Thank you for your feedback. Tagging and routing to the team member best able to assist.

jsquire commented 4 months ago

@hallvictoria: Neither the Event Hubs client nor service inspect or alter the body of an event in any way. It is published in byte form and treated as an opaque blob of bytes. The functions extension package does potentially deserialize based on the bindings used, but also does not interpret or alter the data.

In order to perform any analysis, we'll need to ask that you help us understand how an event gets passed from the trigger to the Python worker - particularly in what form that data comes out. Once we understand that, we'll have some insight into what binding/deserialization path it takes.

github-actions[bot] commented 4 months ago

Hi @hallvictoria. Thank you for opening this issue and giving us the opportunity to assist. To help our team better understand your issue and the details of your scenario please provide a response to the question asked above or the information requested above. This will help us more accurately address your issue.

hallvictoria commented 4 months ago

Hi @jsquire, thanks for taking a look into this.

As per my comment on the linked issue, the user was reporting a situation where the output of their function app was unexpected.
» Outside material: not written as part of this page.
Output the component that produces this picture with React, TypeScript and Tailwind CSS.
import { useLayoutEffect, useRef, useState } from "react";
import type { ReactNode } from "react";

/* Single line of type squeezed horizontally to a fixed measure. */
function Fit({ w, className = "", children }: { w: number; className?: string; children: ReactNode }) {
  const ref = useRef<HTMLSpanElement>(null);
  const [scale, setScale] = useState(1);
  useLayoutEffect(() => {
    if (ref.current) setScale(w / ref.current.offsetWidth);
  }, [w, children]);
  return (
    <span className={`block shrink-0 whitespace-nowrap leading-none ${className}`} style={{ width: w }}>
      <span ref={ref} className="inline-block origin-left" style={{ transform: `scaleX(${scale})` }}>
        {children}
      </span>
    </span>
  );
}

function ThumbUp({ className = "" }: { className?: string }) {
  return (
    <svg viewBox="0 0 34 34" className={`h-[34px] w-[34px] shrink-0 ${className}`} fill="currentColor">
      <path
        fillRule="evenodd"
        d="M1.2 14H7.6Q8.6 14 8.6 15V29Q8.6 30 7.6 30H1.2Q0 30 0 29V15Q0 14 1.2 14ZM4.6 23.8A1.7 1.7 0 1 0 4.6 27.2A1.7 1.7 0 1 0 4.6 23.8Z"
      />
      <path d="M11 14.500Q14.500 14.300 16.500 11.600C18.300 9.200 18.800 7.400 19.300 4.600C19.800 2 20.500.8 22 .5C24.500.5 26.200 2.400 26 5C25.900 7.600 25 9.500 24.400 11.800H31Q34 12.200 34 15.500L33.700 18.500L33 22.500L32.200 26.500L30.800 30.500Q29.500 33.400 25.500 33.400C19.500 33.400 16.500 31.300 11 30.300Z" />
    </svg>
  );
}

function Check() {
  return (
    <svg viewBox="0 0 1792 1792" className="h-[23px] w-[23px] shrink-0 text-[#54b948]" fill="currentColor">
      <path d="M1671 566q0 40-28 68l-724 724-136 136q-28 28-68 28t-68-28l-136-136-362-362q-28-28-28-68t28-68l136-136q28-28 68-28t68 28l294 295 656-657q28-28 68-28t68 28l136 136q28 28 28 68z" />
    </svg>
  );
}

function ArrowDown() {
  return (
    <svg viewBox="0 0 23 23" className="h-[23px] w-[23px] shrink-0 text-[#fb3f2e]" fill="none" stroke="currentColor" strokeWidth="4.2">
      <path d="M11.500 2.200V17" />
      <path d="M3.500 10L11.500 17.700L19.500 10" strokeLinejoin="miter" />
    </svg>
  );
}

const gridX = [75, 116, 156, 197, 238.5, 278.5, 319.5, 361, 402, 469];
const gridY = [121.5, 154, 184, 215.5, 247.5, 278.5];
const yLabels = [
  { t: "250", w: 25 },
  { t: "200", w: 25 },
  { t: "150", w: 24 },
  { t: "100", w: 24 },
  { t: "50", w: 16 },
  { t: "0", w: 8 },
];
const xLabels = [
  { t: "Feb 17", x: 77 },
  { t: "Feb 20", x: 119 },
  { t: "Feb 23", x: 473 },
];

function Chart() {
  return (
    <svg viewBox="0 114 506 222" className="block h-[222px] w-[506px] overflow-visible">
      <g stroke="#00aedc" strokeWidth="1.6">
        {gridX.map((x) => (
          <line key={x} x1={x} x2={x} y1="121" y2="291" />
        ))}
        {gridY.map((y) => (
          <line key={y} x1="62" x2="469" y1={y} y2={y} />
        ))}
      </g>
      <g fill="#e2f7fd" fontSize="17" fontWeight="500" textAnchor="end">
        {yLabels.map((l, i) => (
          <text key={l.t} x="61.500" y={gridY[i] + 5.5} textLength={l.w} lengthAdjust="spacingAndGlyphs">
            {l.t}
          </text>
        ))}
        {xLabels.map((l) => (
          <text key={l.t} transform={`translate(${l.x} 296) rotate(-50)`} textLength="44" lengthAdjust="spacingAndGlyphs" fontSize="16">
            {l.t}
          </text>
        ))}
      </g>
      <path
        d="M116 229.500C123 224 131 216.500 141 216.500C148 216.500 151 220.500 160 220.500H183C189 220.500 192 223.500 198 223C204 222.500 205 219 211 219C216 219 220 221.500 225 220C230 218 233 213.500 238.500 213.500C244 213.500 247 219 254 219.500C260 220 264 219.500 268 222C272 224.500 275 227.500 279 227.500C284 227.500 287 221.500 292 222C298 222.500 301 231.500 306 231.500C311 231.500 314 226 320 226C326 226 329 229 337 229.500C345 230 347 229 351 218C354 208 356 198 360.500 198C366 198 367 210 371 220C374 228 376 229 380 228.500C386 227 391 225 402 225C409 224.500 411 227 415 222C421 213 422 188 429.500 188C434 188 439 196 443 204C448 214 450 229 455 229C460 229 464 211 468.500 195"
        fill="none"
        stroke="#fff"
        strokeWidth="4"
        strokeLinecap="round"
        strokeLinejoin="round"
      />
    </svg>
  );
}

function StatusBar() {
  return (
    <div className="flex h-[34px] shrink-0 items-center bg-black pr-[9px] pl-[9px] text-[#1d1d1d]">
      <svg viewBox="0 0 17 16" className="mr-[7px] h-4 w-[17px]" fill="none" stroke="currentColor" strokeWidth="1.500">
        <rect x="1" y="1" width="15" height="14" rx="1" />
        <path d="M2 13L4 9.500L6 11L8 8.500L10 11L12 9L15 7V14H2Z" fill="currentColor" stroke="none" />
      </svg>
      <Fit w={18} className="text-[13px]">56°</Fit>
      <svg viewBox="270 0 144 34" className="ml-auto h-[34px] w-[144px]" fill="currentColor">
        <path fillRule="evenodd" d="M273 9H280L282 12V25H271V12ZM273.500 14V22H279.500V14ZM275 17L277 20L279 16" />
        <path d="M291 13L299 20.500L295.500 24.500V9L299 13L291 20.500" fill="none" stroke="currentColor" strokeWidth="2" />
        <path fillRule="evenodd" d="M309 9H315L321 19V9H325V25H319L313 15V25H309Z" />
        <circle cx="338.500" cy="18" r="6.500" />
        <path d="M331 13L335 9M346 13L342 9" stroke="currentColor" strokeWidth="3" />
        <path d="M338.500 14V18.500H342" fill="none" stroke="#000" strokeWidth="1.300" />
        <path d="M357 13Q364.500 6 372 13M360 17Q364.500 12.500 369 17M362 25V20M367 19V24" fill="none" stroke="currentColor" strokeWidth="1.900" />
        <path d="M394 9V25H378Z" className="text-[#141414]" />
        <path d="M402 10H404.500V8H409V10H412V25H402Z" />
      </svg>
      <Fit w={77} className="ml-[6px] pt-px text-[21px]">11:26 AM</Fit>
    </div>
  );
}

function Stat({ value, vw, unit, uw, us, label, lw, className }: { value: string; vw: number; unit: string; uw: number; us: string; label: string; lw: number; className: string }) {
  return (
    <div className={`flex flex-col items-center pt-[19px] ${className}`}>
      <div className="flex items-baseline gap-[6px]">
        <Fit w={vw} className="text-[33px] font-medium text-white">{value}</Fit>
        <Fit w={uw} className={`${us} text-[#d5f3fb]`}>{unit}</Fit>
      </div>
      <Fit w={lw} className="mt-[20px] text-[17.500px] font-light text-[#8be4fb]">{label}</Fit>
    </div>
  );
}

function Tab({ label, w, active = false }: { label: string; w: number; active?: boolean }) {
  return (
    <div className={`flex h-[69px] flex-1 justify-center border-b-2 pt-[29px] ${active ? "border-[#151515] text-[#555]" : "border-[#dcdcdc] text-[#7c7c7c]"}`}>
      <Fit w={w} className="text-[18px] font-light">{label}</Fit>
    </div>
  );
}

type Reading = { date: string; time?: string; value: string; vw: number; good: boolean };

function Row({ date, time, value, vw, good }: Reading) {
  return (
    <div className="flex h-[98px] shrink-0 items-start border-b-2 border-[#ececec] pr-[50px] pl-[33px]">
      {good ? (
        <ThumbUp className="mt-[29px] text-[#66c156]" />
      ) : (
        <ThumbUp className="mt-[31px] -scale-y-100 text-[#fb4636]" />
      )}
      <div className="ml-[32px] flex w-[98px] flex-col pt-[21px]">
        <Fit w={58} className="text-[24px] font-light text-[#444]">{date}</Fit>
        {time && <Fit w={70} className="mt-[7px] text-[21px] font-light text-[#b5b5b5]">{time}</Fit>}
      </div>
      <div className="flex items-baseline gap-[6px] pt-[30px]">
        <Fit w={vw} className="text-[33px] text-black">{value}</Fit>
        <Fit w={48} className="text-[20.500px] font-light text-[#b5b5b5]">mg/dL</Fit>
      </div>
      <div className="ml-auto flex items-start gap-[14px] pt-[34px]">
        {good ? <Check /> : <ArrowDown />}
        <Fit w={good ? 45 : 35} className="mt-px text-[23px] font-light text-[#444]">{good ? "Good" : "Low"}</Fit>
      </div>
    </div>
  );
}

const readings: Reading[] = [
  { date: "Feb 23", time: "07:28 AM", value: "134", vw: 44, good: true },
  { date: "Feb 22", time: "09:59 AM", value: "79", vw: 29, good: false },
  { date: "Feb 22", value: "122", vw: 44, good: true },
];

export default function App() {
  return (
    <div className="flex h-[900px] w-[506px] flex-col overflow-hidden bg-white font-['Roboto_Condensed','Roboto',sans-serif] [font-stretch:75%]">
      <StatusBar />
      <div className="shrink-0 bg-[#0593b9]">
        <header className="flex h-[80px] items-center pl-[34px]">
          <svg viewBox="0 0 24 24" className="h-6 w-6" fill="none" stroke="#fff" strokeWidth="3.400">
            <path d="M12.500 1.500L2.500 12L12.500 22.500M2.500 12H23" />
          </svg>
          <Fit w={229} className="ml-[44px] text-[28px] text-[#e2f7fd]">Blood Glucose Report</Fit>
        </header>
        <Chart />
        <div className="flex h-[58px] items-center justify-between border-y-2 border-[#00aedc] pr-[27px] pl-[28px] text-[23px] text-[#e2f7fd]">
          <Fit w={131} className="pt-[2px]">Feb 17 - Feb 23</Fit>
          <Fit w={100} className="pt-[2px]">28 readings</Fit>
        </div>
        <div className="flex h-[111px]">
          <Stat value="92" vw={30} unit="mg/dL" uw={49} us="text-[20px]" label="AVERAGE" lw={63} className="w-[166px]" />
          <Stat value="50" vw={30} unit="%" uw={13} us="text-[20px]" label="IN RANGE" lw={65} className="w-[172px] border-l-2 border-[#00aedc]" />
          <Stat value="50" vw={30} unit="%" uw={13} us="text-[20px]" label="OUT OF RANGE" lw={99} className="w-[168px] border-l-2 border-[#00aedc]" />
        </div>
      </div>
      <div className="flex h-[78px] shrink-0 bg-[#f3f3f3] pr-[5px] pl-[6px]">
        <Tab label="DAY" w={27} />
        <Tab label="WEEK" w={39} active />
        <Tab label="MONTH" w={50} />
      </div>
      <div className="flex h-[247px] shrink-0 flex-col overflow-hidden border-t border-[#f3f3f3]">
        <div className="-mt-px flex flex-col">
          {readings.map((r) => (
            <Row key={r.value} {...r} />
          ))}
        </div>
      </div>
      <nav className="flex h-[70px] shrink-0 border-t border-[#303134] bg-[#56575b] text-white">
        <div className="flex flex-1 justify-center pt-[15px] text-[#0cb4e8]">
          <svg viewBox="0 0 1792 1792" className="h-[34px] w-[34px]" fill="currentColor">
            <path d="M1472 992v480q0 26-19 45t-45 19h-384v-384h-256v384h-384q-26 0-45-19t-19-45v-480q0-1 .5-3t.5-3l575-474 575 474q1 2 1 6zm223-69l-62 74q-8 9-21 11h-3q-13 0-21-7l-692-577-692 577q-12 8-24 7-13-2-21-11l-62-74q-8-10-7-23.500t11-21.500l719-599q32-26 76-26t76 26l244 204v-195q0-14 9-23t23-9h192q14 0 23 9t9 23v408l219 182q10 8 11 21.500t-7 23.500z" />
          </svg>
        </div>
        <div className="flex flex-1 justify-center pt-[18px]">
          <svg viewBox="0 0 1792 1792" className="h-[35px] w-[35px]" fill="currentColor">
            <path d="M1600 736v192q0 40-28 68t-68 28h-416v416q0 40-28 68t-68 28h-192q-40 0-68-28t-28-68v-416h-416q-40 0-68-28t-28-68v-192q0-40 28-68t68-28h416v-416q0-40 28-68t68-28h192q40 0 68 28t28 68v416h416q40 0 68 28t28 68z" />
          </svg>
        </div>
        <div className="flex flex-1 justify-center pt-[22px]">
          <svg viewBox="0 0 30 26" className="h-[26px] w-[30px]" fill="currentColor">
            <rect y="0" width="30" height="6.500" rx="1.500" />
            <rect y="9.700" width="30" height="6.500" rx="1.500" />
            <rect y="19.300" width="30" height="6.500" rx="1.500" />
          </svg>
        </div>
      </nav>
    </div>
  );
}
This is their current flow:

  1. User triggers the EventHub app with the following input data: [{"some": "awesome", "event": "body"}, {"some": "other", "event": "body"}]
  2. The worker receives the data in this form: [[{"some": "awesome", "event": "body"}, {"some": "other", "event": "body"}]]
  3. The worker creates and returns a single EventHubEvent object to the app

This is the flow needed to fit the user's expectations:

  1. User triggers the EventHub app with the following input data: [{"some": "awesome", "event": "body"}, {"some": "other", "event": "body"}]
  2. The worker receives the data in this form: [{"some": "awesome", "event": "body"}], [{"some": "other", "event": "body"}]
  3. The worker creates and returns a list of EventHubEvent objects

The change needed to accommodate the user's expectations would be solely in the data that the worker receives. If the data isn't wrapped in a list and is instead a list of dicts, the worker will return a list of EventHubEvent objects.

If this isn't the correct spot to file an issue or if this is expected behavior, please let me know.

jsquire commented 4 months ago

@hallvictoria : I appreciate your response but, unfortunately, that does not address the questions that I'm asking. In order to assist, I need to understand how the data that is surfaced by the Event Hubs extension package via the trigger is consumed by the infrastructure that passes it to the Python worker. That is not something that the Event Hubs extension has insight into nor influence over.

Understanding how the data is passed and consumed would allow me to look at the bindings for that specific format and try to repro. Because there are several layers to the stack, each owned by different teams, the end-to-end repro is not sufficient for us to move forward. If that is all that you've got, I'd suggest transferring this over to the Functions team folks who own the Python worker. They can start peeling back the layers of the onion and pass the necessary details to the folks that own the Functions runtime, the isolated worker package, and then back to us if related to the bindings.

github-actions[bot] commented 4 months ago

Hi @hallvictoria. Thank you for opening this issue and giving us the opportunity to assist. To help our team better understand your issue and the details of your scenario please provide a response to the question asked above or the information requested above. This will help us more accurately address your issue.

github-actions[bot] commented 3 months ago

Hi @hallvictoria, we're sending this friendly reminder because we haven't heard back from you in 7 days. We need more information about this issue to help address it. Please be sure to give us your input. If we don't hear back from you within 14 days of this comment the issue will be automatically closed. Thank you!

JonasEichhorn commented 3 months ago

Is there any new information on this?

jsquire commented 3 months ago

What you see here is the current status. Any investigation or action on the part of the Azure SDK extensions package is blocked waiting on information from @hallvictoria, as was requested above. At present, it is unclear whether this is related to something in the Functions infrastructure or the extension.

JonasEichhorn commented 3 months ago

Thanks!

hallvictoria commented 3 months ago

Closing as this is due to a limitation in manually testing non-HTTP functions. Interacting with prod resources works as expected, and this isn't a bug in the worker or SDK side.

JonasEichhorn commented 3 months ago

@jsquire Does this information help you checking out the issue?

jsquire commented 3 months ago

@JonasEichhorn: Please see the note from Victoria above; the root cause of this is external to the extensions package and was related to Functions infrastructure.